Work required
Quote from the first line below through the line that contains "const SIZE = 49;", both included, and leave the pictures out.

<<<<

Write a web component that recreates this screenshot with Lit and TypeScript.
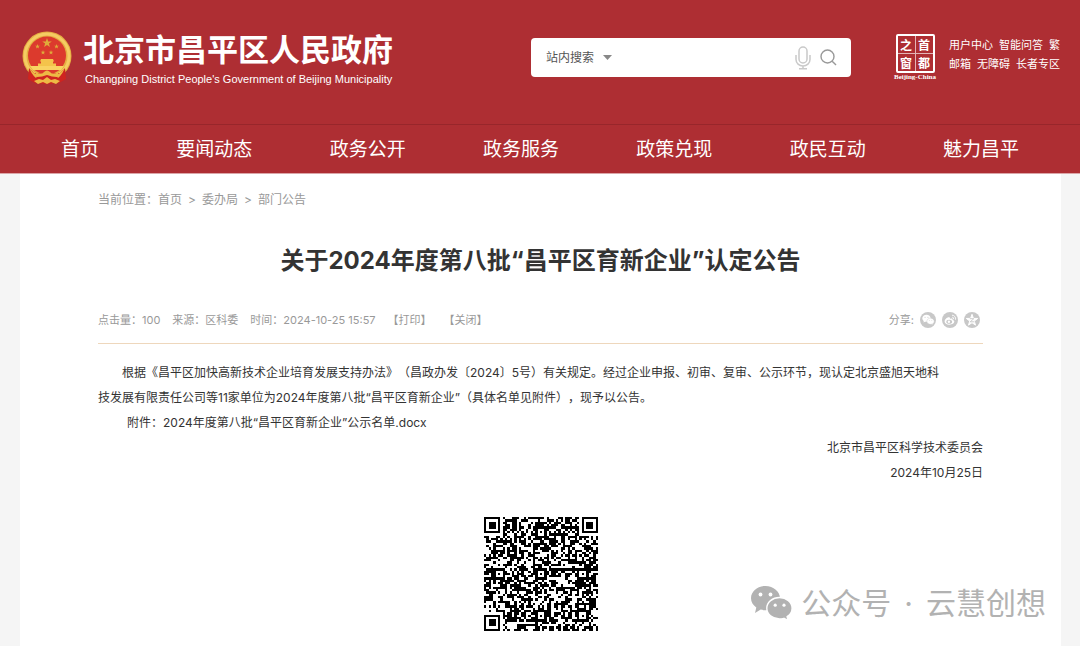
import { LitElement, html, css, svg } from "lit";
import { customElement } from "lit/decorators.js";

const NAV = ["首页", "要闻动态", "政务公开", "政务服务", "政策兑现", "政民互动", "魅力昌平"];
const TOP_LINKS = [
  ["用户中心", "智能问答", "繁"],
  ["邮箱", "无障碍", "长者专区"],
];
const SIZE = 49;

/** Builds a version 8 sized QR symbol: finders, timing, alignment and data area. */
function qrPath(): string {
  const finders = [[0, 0], [SIZE - 7, 0], [0, SIZE - 7]];
  const aligns = [[24, 6], [6, 24], [24, 24], [42, 24], [24, 42], [42, 42]];
  let seed = 20241025;
  const next = () => {
    seed = (Math.imul(seed, 1664525) + 1013904223) >>> 0;
    return seed / 4294967296;
  };
  let d = "";
  for (let y = 0; y < SIZE; y++) {
    for (let x = 0; x < SIZE; x++) {
      let on = next() < 0.53;
      if (y === 6 || x === 6) on = (x + y) % 2 === 0;
      for (const [ax, ay] of aligns) {
        const r = Math.max(Math.abs(x - ax), Math.abs(y - ay));
        if (r <= 2) on = r !== 1;
      }
      for (const [fx, fy] of finders) {
        const r = Math.max(Math.abs(x - fx - 3), Math.abs(y - fy - 3));
        if (r <= 4) on = r !== 4 && r !== 2;
      }
      if (on) d += `M${x} ${y}h1v1h-1z`;
    }
  }
  return d;
}
const QR = qrPath();

const star = (cx: number, cy: number, r: number) => {
  const pts: string[] = [];
  for (let i = 0; i < 10; i++) {
    const a = (Math.PI * i) / 5 - Math.PI / 2;
    const k = i % 2 ? r * 0.4 : r;
    pts.push(`${(cx + k * Math.cos(a)).toFixed(2)},${(cy + k * Math.sin(a)).toFixed(2)}`);
  }
  return pts.join(" ");
};

const emblem = html`<svg class="emblem" viewBox="0 0 50 54" aria-hidden="true">
  <circle cx="25" cy="25" r="24.500" fill="#e5ae42" />
  <circle cx="25" cy="25" r="22" fill="none" stroke="#f5cc63" stroke-width="3" />
  <circle cx="25" cy="24.500" r="19" fill="#dc3a2d" />
  <path d="M7 37 L6 48 L13 52 L25 53 L37 52 L44 48 L43 37 L38 42 H12Z" fill="#cf2420" />
  <polygon points="${star(25, 12, 5)}" fill="#dfab3a" />
  ${[[15.5, 15.5], [34.5, 15.5], [21, 21.5], [29, 21.5]].map(
    ([x, y]) => svg`<polygon points=${star(x, y, 2.5)} fill="#dfab3a" />`
  )}
  <path d="M19 28h12l1 2.500h-1v2h3v3H16v-3h3v-2h-1z" fill="#f4c34b" />
  <path d="M8 35h34l-3 4H11z" fill="#f9d262" />
  <path d="M7 36 Q10 42 16 44 L14 47 Q9 43 7 36zM43 36 Q40 42 34 44 L36 47 Q41 43 43 36z" fill="#edb945" />
  <path d="M13 41 Q20 44 22 41 Q25 38 28 41 Q30 44 37 41 L35 46 Q30 46 25 44 Q20 46 15 46Z" fill="#edb945" />
  <path d="M12 50 L17 48 L21 49 L25 46 L29 49 L33 48 L38 50 L34 53 L29 51 L25 53 L21 51 L16 53Z" fill="#edb945" />
</svg>`;

const wechatShapes = (fg: string, bg: string) => svg`
  <path d="M15.500 1C7.500 1 1 6.500 1 13.200c0 3.800 2.100 7 5.300 9.200L5 28l5.700-3.400c1.500.4 3.200.6 4.800.6C23.500 25.200 30 19.700 30 13.200S23.500 1 15.500 1z" fill=${fg} />
  <circle cx="10.500" cy="9.500" r="1.900" fill=${bg} /><circle cx="20.500" cy="9.500" r="1.900" fill=${bg} />
  <path d="M29.500 12.500c-7 0-12.700 4.700-12.700 10.700s5.700 10.700 12.700 10.700c1.500 0 3-.2 4.400-.6l4.400 2.400-1.200-4c3-2 5-5 5-8.500 0-6-5.600-10.700-12.600-10.700z" fill=${fg} stroke=${bg} stroke-width="1.400" />
  <circle cx="25.200" cy="20.200" r="1.600" fill=${bg} /><circle cx="34" cy="20.200" r="1.600" fill=${bg} />`;

@customElement("app-root")
export class AppRoot extends LitElement {
  static styles = css`
    :host {
      display: block;
      font-family: "Inter", "Noto Sans CJK SC", sans-serif;
      color: #333;
      background: #f5f5f5;
      min-height: 100vh;
      position: relative;
      text-spacing-trim: space-all;
    }
    * { box-sizing: border-box; }
    a { color: inherit; text-decoration: none; }
    svg { display: block; }
    button { border: 0; padding: 0; background: none; cursor: pointer; font: inherit; color: inherit; }
    .page { min-height: 100vh; display: flex; flex-direction: column; }
    .banner {
      height: 124px;
      padding: 0 20px 9px 22px;
      background: #ae2e33;
      color: #fff;
      display: flex;
      align-items: center;
    }
    .brand { display: flex; align-items: center; gap: 11px; }
    .emblem { width: 50px; height: 54px; }
    .names { padding-top: 4px; display: flex; flex-direction: column; gap: 5px; }
    .site { margin: 0; font-size: 31px; line-height: 34px; font-weight: 700; white-space: nowrap; }
    .latin { margin: 0 0 0 2px; font: 11px/14px "Liberation Sans", sans-serif; white-space: nowrap; }
    .search {
      flex: none;
      width: 320px;
      height: 39px;
      margin-left: auto;
      padding: 0 14px 0 15px;
      border-radius: 4px;
      background: #fff;
      color: #555;
      display: flex;
      align-items: center;
    }
    .scope { display: grid; align-items: center; }
    .scope select {
      grid-area: 1 / 1;
      appearance: none;
      border: 0;
      margin: 0;
      padding: 0 17px 0 0;
      background: none;
      color: inherit;
      font: inherit;
      font-size: 12px;
      line-height: 20px;
    }
    .caret { grid-area: 1 / 1; justify-self: end; width: 9px; height: 5px; pointer-events: none; }
    .query { flex: 1; min-width: 0; border: 0; outline: 0; background: none; font: inherit; font-size: 12px; }
    .mic { width: 16px; height: 24px; margin-right: 9px; }
    .glass { width: 17px; height: 17px; }
    .seal { margin-left: 42px; width: 44px; display: flex; flex-direction: column; align-items: center; }
    .stamp {
      width: 39px;
      height: 39px;
      border: 2px solid #fff;
      border-radius: 2px;
      display: grid;
      grid-template: 17px 17px / 17px 17px;
      gap: 1px;
      background: #e3b3b5;
      font: 700 12px/17px "Noto Sans CJK SC", sans-serif;
      text-align: center;
    }
    .stamp span { background: #ae2e33; }
    .cap { font: 700 7px/8px "Liberation Serif", serif; white-space: nowrap; }
    .tools { margin: 0 0 6px 12px; font-size: 11px; line-height: 19px; }
    .tools div { display: flex; justify-content: space-between; gap: 6px; white-space: nowrap; }
    .nav {
      padding: 1px 61px 0;
      height: 50px;
      border-top: 1px solid #98262b;
      border-bottom: 1px solid #dba6a8;
      background: #ae2e33;
      color: #fff;
      display: flex;
      justify-content: space-between;
      align-items: center;
      font-size: 19px;
      line-height: 28px;
    }
    .card { flex: 1; margin: 0 19px 0 20px; padding: 16px 78px; background: #fff; }
    .crumbs { display: flex; gap: 6px; font-size: 12px; line-height: 20px; color: #999; }
    .title { margin: 35px 0 0; font-size: 24px; line-height: 32px; font-weight: 700; text-align: center; }
    .meta {
      margin-top: 29px;
      padding: 0 3px 9px 0;
      min-height: 38px;
      border-bottom: 1px solid #eed7bc;
      display: flex;
      align-items: center;
      font-size: 11px;
      line-height: 20px;
      color: #999;
    }
    .facts { display: flex; gap: 12px; }
    .share { margin-left: auto; display: flex; align-items: center; gap: 6px; }
    .round { width: 16px; height: 16px; }
    .body { padding-top: 16px; font-size: 12px; line-height: 25px; }
    .body p { margin: 0; }
    .lead { text-indent: 2em; }
    .file { padding-left: 29px; }
    .sign { text-align: right; }
    .qr { width: 114px; height: 114px; margin: 32px auto 0; }
    .mark {
      position: absolute;
      right: 34px;
      bottom: 24px;
      display: flex;
      align-items: center;
      gap: 8px;
      color: #b2b2b2;
      font-size: 30px;
      line-height: 40px;
    }
    .bubbles { width: 43px; height: 36px; }
    .who { display: flex; gap: 13px; }
  `;

  render() {
    return html`
      <div class="page" lang="zh-CN">
        <header class="banner">
          <div class="brand">
            ${emblem}
            <div class="names">
              <h2 class="site">北京市昌平区人民政府</h2>
              <p class="latin">Changping District People's Government of Beijing Municipality</p>
            </div>
          </div>
          <form class="search" @submit=${(e: Event) => e.preventDefault()}>
            <div class="scope">
              <select aria-label="搜索范围"><option>站内搜索</option></select>
              <svg class="caret" viewBox="0 0 9 5"><path d="M0 0h9L4.500 5z" fill="#888" /></svg>
            </div>
            <input class="query" type="text" aria-label="搜索" />
            <button class="mic" type="button" aria-label="语音">
              <svg viewBox="0 0 16 24" fill="none" stroke="#c9c9c9" stroke-width="1.500">
                <rect x="4" y="1" width="8" height="16" rx="4" />
                <path d="M1 9v4.500a7 6.500 0 0 0 14 0V9M8 20v2.500M4 22.700h8" />
              </svg>
            </button>
            <button class="glass" type="submit" aria-label="搜索">
              <svg viewBox="0 0 17 17" fill="none" stroke="#999" stroke-width="1.400">
                <circle cx="7.500" cy="7.500" r="6.500" /><path d="M12.200 12.200l3.800 3.800" />
              </svg>
            </button>
          </form>
          <div class="seal">
            <div class="stamp"><span>之</span><span>首</span><span>窗</span><span>都</span></div>
            <div class="cap">Beijing-China</div>
          </div>
          <div class="tools">
            ${TOP_LINKS.map((row) => html`<div>${row.map((t) => html`<a href="#">${t}</a>`)}</div>`)}
          </div>
        </header>
        <nav class="nav">${NAV.map((t) => html`<a href="#">${t}</a>`)}</nav>
        <main class="card">
          <div class="crumbs">
            <span>当前位置：<a href="#">首页</a></span><span>&gt;</span><a href="#">委办局</a><span>&gt;</span><a href="#">部门公告</a>
          </div>
          <h1 class="title">关于2024年度第八批“昌平区育新企业”认定公告</h1>
          <div class="meta">
            <div class="facts">
              <span>点击量：100</span><span>来源：区科委</span><span>时间：2024-10-25 15:57</span>
              <button type="button">【打印】</button><button type="button">【关闭】</button>
            </div>
            <div class="share">
              <span>分享:</span>
              <a href="#" aria-label="微信"><svg class="round" viewBox="0 0 16 16">
                <circle cx="8" cy="8" r="8" fill="#c8c8c8" />
                <g transform="translate(2 2.500) scale(.29)">${wechatShapes("#fff", "#c8c8c8")}</g>
              </svg></a>
              <a href="#" aria-label="微博"><svg class="round" viewBox="0 0 16 16" fill="none" stroke="#fff">
                <circle cx="8" cy="8" r="8" fill="#c8c8c8" stroke="none" />
                <path d="M7 5.200C5 5 2.600 7.500 2.600 9.500c0 1.800 2 3.200 4.700 3.200 3 0 5-1.500 5-3.100 0-1-.7-1.500-1.700-1.700.3-1.200-.6-1.700-2.400-1C8.400 5.900 8 5.300 7 5.200z" fill="#fff" stroke="none" />
                <ellipse cx="7.200" cy="9.700" rx="2.900" ry="2" fill="#c8c8c8" stroke="none" />
                <circle cx="6.900" cy="9.800" r="1.200" fill="#fff" stroke="none" />
                <path d="M10 3.200a3.600 3.600 0 0 1 3.500 4.500M10.200 5.200a1.700 1.700 0 0 1 1.500 2" stroke-width=".9" />
              </svg></a>
              <a href="#" aria-label="QQ空间"><svg class="round" viewBox="0 0 16 16">
                <circle cx="8" cy="8" r="8" fill="#c8c8c8" />
                <polygon points=${star(8, 8.3, 6)} fill="#fff" stroke="#fff" stroke-width="1" stroke-linejoin="round" />
                <path d="M5.800 6.700h4L6.200 9.800h4.200" fill="none" stroke="#c8c8c8" stroke-width=".9" />
              </svg></a>
            </div>
          </div>
          <article class="body">
            <p class="lead">
              根据《昌平区加快高新技术企业培育发展支持办法》（昌政办发〔2024〕5号）有关规定。经过企业申报、初审、复审、公示环节，现认定北京盛旭天地科<br />技发展有限责任公司等11家单位为2024年度第八批“昌平区育新企业”（具体名单见附件），现予以公告。
            </p>
            <p class="file">附件：<a href="#">2024年度第八批“昌平区育新企业”公示名单.docx</a></p>
            <p class="sign">北京市昌平区科学技术委员会</p>
            <p class="sign">2024年10月25日</p>
          </article>
          <svg class="qr" viewBox="0 0 ${SIZE} ${SIZE}" shape-rendering="crispEdges" role="img" aria-label="二维码">
            <path d=${QR} fill="#000" />
          </svg>
        </main>
      </div>
      <div class="mark">
        <svg class="bubbles" viewBox="0 0 43 36">${wechatShapes("#b2b2b2", "#fff")}</svg>
        <span class="who"><span>公众号</span><span>·</span><span>云慧创想</span></span>
      </div>
    `;
  }
}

>>>>

Finished task
Write a web component that recreates this screenshot with Lit and TypeScript.
import { LitElement, html, css, svg } from "lit";
import { customElement } from "lit/decorators.js";

const NAV = ["首页", "要闻动态", "政务公开", "政务服务", "政策兑现", "政民互动", "魅力昌平"];
const TOP_LINKS = [
  ["用户中心", "智能问答", "繁"],
  ["邮箱", "无障碍", "长者专区"],
];
const SIZE = 49;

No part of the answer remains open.